Written exercise. All the data below goes into the copy word for word, but the pictures don't.

··········

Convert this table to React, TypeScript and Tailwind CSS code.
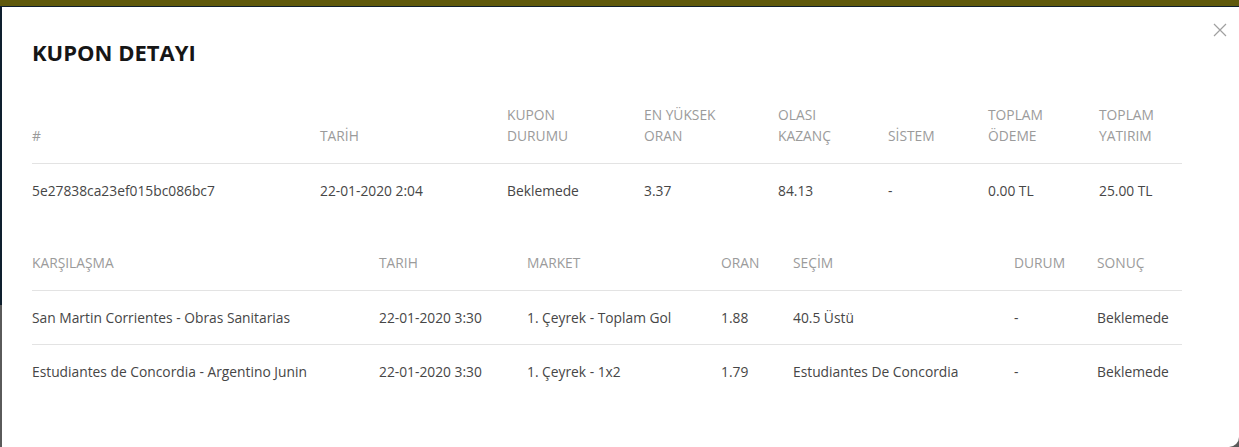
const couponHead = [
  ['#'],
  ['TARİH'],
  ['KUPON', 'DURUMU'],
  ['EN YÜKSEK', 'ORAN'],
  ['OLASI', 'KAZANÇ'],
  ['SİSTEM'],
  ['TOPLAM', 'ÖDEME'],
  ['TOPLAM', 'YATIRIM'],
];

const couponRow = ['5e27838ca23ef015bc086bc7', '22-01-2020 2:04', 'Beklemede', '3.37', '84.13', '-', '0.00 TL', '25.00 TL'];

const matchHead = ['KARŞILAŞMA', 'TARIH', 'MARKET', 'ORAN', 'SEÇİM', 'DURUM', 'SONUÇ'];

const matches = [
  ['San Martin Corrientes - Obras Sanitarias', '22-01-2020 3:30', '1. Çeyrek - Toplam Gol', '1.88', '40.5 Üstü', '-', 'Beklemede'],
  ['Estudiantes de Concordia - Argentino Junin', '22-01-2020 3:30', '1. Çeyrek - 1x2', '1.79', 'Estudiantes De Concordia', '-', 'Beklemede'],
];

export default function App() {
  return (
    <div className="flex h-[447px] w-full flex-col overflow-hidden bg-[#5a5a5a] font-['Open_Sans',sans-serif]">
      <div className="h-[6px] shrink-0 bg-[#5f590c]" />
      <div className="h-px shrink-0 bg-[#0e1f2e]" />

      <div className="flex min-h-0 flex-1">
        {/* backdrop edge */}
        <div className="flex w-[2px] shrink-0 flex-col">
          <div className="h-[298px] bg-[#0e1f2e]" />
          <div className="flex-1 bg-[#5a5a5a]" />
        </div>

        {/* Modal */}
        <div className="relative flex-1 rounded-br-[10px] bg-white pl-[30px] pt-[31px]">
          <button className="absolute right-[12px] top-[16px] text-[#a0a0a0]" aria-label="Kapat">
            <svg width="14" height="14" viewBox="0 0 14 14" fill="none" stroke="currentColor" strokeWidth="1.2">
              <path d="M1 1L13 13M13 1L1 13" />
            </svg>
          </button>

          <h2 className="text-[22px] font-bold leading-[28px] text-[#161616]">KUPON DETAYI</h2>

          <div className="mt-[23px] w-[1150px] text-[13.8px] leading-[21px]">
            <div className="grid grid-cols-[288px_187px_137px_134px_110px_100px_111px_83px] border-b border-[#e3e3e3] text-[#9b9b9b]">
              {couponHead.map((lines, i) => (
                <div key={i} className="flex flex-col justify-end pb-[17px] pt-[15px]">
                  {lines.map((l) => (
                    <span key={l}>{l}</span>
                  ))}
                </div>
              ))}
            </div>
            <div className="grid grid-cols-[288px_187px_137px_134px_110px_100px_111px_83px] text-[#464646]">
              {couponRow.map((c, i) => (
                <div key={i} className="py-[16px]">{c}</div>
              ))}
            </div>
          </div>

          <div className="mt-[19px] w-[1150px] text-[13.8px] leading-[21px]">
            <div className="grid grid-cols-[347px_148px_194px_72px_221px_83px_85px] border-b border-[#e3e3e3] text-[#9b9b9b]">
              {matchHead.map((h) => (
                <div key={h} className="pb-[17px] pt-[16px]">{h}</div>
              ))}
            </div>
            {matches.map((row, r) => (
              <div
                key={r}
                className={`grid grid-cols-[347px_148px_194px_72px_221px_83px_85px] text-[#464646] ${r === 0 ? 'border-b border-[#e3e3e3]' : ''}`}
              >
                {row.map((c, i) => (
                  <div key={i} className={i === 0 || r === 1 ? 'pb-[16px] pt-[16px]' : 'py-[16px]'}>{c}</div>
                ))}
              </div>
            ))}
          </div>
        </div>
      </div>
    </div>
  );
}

··········

Final result.
Convert this table to React, TypeScript and Tailwind CSS code.
const couponHead = [
  ['#'],
  ['TARİH'],
  ['KUPON', 'DURUMU'],
  ['EN YÜKSEK', 'ORAN'],
  ['OLASI', 'KAZANÇ'],
  ['SİSTEM'],
  ['TOPLAM', 'ÖDEME'],
  ['TOPLAM', 'YATIRIM'],
];

const couponRow = ['5e27838ca23ef015bc086bc7', '22-01-2020 2:04', 'Beklemede', '3.37', '84.13', '-', '0.00 TL', '25.00 TL'];

const matchHead = ['KARŞILAŞMA', 'TARIH', 'MARKET', 'ORAN', 'SEÇİM', 'DURUM', 'SONUÇ'];

const matches = [
  ['San Martin Corrientes - Obras Sanitarias', '22-01-2020 3:30', '1. Çeyrek - Toplam Gol', '1.88', '40.5 Üstü', '-', 'Beklemede'],
  ['Estudiantes de Concordia - Argentino Junin', '22-01-2020 3:30', '1. Çeyrek - 1x2', '1.79', 'Estudiantes De Concordia', '-', 'Beklemede'],
];

export default function App() {
  return (
    <div className="flex h-[447px] w-full flex-col overflow-hidden bg-[#5a5a5a] font-['Open_Sans',sans-serif]">
      <div className="h-[6px] shrink-0 bg-[#5f590c]" />
      <div className="h-px shrink-0 bg-[#0e1f2e]" />

      <div className="flex min-h-0 flex-1">
        {/* backdrop edge */}
        <div className="flex w-[2px] shrink-0 flex-col">
          <div className="h-[298px] bg-[#0e1f2e]" />
          <div className="flex-1 bg-[#5a5a5a]" />
        </div>

        {/* Modal */}
        <div className="relative flex-1 rounded-br-[10px] bg-white pl-[30px] pt-[31px]">
          <button className="absolute right-[12px] top-[16px] text-[#a0a0a0]" aria-label="Kapat">
            <svg width="14" height="14" viewBox="0 0 14 14" fill="none" stroke="currentColor" strokeWidth="1.2">
              <path d="M1 1L13 13M13 1L1 13" />
            </svg>
          </button>

          <h2 className="text-[22px] font-bold leading-[28px] text-[#161616]">KUPON DETAYI</h2>

          <div className="mt-[23px] w-[1150px] text-[13.8px] leading-[21px]">
            <div className="grid grid-cols-[288px_187px_137px_134px_110px_100px_111px_83px] border-b border-[#e3e3e3] text-[#9b9b9b]">
              {couponHead.map((lines, i) => (
                <div key={i} className="flex flex-col justify-end pb-[17px] pt-[15px]">
                  {lines.map((l) => (
                    <span key={l}>{l}</span>
                  ))}
                </div>
              ))}
            </div>
            <div className="grid grid-cols-[288px_187px_137px_134px_110px_100px_111px_83px] text-[#464646]">
              {couponRow.map((c, i) => (
                <div key={i} className="py-[16px]">{c}</div>
              ))}
            </div>
          </div>

          <div className="mt-[19px] w-[1150px] text-[13.8px] leading-[21px]">
            <div className="grid grid-cols-[347px_148px_194px_72px_221px_83px_85px] border-b border-[#e3e3e3] text-[#9b9b9b]">
              {matchHead.map((h) => (
                <div key={h} className="pb-[17px] pt-[16px]">{h}</div>
              ))}
            </div>
            {matches.map((row, r) => (
              <div
                key={r}
                className={`grid grid-cols-[347px_148px_194px_72px_221px_83px_85px] text-[#464646] ${r === 0 ? 'border-b border-[#e3e3e3]' : ''}`}
              >
                {row.map((c, i) => (
                  <div key={i} className={i === 0 || r === 1 ? 'pb-[16px] pt-[16px]' : 'py-[16px]'}>{c}</div>
                ))}
              </div>
            ))}
          </div>
        </div>
      </div>
    </div>
  );
}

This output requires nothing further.